# [Aim of the task]
Copy out every line that contains the word "this".

# [Collected data]
****************************************

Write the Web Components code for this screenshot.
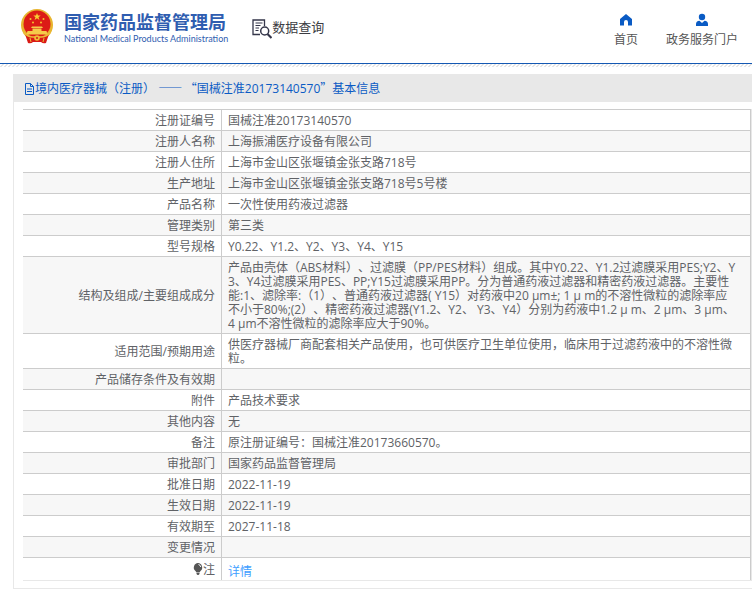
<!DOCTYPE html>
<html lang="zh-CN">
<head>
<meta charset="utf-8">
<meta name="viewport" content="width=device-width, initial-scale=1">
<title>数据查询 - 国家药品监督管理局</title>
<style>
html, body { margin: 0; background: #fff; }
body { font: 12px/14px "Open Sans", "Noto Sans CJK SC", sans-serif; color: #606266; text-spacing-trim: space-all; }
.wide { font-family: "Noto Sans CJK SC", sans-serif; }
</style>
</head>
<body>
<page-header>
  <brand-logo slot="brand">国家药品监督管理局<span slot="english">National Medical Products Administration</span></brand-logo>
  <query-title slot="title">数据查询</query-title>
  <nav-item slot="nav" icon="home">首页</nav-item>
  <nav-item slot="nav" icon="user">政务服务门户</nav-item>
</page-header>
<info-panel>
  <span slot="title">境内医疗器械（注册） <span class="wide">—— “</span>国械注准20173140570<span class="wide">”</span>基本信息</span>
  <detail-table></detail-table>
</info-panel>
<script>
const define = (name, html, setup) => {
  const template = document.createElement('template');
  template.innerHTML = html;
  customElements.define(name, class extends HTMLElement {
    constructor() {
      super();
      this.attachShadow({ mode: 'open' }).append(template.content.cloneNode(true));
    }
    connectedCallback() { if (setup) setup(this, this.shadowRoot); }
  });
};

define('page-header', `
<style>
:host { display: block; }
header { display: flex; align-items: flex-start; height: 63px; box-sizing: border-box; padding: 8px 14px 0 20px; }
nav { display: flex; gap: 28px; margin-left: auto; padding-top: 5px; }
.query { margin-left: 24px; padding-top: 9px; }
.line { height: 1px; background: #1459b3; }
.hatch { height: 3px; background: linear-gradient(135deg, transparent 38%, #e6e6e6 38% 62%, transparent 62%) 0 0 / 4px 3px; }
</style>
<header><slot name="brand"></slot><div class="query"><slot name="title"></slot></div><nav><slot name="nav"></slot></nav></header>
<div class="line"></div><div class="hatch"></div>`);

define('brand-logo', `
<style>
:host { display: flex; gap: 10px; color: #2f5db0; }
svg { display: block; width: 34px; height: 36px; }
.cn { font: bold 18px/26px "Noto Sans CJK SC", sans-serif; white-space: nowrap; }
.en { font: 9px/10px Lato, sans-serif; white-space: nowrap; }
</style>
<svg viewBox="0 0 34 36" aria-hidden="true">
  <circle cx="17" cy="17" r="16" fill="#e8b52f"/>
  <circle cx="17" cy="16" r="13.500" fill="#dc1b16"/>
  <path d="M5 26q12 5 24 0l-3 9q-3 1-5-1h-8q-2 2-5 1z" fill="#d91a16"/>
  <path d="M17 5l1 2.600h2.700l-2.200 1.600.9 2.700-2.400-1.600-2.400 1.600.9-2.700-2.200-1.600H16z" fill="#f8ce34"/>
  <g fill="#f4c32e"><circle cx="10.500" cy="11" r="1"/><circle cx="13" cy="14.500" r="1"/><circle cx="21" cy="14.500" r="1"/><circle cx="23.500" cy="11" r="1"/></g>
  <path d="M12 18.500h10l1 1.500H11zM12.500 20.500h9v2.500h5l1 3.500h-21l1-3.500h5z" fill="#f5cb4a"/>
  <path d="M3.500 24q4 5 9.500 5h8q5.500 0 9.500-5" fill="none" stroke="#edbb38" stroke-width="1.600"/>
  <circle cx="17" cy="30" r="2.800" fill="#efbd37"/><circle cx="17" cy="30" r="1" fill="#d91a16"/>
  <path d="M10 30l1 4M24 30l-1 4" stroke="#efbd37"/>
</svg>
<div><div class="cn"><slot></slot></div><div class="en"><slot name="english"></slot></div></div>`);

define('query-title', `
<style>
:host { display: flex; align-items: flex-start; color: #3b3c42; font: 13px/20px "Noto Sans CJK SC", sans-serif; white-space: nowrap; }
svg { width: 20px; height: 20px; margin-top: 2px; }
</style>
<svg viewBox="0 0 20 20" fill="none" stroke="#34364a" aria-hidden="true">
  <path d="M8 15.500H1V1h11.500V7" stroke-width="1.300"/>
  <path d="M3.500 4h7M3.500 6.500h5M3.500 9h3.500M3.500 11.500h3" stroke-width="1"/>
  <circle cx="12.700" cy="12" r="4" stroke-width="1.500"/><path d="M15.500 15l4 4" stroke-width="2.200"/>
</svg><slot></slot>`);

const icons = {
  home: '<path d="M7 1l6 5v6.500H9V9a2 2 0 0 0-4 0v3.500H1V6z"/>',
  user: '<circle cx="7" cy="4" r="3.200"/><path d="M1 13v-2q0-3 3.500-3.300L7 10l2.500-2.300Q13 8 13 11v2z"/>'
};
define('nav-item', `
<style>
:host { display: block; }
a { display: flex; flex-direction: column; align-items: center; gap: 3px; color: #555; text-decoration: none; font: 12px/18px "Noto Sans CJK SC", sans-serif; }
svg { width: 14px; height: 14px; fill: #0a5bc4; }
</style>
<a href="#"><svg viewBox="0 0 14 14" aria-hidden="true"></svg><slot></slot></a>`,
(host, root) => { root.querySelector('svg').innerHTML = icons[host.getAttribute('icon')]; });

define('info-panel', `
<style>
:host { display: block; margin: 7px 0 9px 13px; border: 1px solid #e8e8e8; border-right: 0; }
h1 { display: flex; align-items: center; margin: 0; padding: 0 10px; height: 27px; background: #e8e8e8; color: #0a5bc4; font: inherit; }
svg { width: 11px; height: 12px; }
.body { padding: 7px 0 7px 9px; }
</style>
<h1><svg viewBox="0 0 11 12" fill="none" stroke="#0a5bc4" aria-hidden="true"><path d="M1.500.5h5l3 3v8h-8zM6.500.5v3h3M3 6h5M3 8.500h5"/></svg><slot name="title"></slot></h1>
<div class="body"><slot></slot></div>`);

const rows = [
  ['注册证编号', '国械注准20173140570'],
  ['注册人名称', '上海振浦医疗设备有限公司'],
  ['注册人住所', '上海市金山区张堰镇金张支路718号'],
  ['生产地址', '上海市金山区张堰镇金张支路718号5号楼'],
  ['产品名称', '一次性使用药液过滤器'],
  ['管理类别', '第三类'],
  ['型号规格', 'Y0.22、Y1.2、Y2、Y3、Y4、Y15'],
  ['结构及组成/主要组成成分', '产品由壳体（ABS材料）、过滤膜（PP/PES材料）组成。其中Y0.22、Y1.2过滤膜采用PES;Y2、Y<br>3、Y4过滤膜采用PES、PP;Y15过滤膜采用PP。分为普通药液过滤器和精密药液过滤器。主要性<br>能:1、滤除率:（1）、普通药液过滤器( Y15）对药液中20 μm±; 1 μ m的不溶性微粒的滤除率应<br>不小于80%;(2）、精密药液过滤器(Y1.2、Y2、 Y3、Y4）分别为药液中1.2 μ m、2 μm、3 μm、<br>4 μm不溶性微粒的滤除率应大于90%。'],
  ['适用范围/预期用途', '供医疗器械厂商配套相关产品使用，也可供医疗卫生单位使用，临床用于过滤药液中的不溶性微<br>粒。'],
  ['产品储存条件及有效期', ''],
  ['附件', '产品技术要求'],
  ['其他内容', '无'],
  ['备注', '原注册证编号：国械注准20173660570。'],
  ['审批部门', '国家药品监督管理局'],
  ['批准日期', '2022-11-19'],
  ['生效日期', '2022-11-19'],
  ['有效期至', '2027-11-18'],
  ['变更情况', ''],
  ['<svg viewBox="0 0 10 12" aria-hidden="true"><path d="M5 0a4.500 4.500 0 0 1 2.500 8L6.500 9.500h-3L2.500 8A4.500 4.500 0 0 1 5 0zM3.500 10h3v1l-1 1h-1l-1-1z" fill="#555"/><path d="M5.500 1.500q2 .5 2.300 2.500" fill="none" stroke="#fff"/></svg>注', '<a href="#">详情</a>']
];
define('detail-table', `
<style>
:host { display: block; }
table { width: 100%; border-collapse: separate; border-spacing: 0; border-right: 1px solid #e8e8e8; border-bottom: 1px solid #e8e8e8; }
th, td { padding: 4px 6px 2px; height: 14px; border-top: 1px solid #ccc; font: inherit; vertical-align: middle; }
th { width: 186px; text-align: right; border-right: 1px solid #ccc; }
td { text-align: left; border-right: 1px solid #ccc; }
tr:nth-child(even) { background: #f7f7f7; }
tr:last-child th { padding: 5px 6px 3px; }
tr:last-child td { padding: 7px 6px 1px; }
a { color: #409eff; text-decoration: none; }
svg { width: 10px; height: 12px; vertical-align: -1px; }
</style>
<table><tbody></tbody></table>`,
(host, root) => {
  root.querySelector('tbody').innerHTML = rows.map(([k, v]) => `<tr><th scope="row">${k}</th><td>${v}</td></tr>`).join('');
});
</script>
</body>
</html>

****************************************

# [Correct result]
Write the Web Components code for this screenshot.
      this.attachShadow({ mode: 'open' }).append(template.content.cloneNode(true));
    connectedCallback() { if (setup) setup(this, this.shadowRoot); }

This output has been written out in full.